__Task details__:
Count each line in which the word "React" appears. Reply with the total and nothing more.

__Given material__:

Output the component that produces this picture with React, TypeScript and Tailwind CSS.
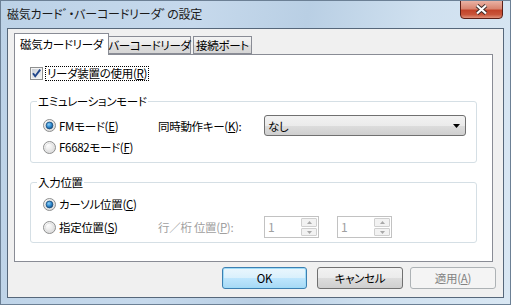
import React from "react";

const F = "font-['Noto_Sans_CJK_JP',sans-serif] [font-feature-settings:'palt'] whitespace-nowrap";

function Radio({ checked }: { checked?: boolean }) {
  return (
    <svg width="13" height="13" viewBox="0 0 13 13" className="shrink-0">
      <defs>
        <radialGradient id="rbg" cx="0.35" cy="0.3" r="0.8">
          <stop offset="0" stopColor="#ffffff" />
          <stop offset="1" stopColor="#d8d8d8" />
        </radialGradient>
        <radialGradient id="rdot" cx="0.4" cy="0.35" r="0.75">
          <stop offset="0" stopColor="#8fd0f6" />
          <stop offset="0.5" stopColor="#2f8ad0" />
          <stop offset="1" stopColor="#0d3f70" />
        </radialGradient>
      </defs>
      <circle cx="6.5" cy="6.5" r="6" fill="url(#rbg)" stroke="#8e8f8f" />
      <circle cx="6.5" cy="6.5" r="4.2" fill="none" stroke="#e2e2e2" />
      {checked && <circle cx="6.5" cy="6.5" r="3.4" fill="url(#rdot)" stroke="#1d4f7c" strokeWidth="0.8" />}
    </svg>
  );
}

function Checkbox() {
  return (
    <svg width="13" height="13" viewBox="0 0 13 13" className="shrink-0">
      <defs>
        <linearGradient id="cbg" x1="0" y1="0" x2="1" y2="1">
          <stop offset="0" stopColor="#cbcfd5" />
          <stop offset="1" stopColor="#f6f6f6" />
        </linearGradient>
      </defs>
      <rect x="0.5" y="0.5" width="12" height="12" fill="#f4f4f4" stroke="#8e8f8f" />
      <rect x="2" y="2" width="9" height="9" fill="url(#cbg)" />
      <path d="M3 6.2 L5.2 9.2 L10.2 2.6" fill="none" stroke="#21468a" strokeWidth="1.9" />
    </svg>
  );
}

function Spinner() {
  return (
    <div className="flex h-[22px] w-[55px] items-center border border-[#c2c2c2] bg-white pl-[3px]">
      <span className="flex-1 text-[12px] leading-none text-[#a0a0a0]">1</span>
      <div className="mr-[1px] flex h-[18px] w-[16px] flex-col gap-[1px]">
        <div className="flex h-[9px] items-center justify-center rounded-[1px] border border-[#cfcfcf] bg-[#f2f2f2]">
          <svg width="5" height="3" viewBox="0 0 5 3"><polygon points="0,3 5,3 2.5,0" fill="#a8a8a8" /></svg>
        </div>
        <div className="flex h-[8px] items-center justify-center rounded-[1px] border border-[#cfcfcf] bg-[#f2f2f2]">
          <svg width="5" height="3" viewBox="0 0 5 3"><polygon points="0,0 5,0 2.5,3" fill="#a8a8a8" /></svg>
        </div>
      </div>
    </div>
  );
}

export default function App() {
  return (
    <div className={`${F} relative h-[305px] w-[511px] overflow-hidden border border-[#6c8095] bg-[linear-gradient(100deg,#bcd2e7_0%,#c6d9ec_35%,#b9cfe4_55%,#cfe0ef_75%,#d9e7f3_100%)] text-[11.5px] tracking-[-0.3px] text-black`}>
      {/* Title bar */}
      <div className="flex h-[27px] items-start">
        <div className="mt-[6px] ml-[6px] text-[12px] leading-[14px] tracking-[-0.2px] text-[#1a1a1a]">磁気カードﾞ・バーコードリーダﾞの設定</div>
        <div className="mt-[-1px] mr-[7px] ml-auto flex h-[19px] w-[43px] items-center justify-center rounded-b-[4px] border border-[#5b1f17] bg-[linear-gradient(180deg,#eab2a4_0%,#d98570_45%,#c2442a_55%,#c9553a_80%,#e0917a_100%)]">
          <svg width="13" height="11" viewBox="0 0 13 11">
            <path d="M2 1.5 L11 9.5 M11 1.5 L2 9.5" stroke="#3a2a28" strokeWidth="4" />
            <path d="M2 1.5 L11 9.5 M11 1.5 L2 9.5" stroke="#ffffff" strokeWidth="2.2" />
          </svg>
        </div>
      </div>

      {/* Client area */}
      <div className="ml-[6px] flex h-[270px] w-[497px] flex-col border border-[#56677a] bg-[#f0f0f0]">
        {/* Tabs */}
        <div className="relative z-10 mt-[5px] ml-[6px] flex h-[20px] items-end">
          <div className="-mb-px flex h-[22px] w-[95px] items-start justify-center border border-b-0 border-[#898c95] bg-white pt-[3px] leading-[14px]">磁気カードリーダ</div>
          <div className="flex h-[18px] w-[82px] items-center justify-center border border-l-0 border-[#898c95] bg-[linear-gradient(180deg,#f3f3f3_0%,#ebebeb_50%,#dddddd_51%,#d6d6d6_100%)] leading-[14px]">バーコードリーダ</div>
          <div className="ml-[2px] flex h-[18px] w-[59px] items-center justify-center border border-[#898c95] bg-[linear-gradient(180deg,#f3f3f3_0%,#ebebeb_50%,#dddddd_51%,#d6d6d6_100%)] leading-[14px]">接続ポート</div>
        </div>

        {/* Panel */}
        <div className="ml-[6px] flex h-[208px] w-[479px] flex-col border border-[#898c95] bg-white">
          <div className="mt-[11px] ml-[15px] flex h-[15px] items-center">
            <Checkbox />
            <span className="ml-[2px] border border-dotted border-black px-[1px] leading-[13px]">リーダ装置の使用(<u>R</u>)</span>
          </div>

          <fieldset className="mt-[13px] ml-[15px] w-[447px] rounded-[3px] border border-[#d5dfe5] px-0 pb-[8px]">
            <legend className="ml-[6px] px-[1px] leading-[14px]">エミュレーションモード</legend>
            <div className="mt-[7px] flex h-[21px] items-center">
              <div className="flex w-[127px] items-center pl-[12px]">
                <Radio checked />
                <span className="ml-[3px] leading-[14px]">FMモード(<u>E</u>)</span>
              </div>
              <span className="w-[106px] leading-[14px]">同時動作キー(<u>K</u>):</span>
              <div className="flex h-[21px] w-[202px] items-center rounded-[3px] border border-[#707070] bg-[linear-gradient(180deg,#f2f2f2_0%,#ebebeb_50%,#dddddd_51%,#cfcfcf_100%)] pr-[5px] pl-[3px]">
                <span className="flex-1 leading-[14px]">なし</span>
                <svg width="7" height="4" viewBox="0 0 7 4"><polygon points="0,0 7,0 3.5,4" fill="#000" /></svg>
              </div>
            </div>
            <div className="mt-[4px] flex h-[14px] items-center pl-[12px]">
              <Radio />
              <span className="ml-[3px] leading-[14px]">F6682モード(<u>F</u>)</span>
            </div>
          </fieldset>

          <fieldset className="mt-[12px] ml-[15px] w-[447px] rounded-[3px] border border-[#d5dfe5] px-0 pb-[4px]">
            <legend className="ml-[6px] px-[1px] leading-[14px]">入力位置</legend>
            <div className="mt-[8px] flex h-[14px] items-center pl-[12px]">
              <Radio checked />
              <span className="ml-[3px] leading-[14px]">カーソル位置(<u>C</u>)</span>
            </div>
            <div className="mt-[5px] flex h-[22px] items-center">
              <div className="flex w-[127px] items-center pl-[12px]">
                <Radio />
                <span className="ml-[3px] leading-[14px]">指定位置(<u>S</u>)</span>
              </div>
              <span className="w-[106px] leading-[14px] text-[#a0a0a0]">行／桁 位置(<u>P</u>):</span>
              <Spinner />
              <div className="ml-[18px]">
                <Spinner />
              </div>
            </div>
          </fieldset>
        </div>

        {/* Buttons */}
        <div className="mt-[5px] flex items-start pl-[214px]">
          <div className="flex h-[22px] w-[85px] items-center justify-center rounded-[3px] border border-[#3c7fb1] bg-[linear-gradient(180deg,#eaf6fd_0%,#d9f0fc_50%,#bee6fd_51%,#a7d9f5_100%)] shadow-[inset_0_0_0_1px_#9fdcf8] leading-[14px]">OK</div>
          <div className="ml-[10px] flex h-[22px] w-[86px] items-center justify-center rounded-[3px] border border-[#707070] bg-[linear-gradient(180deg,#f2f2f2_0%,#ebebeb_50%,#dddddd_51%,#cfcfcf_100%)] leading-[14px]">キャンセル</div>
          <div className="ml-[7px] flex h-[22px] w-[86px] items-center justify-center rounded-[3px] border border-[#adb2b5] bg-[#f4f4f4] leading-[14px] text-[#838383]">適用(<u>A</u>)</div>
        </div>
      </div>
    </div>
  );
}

__Final result__:
2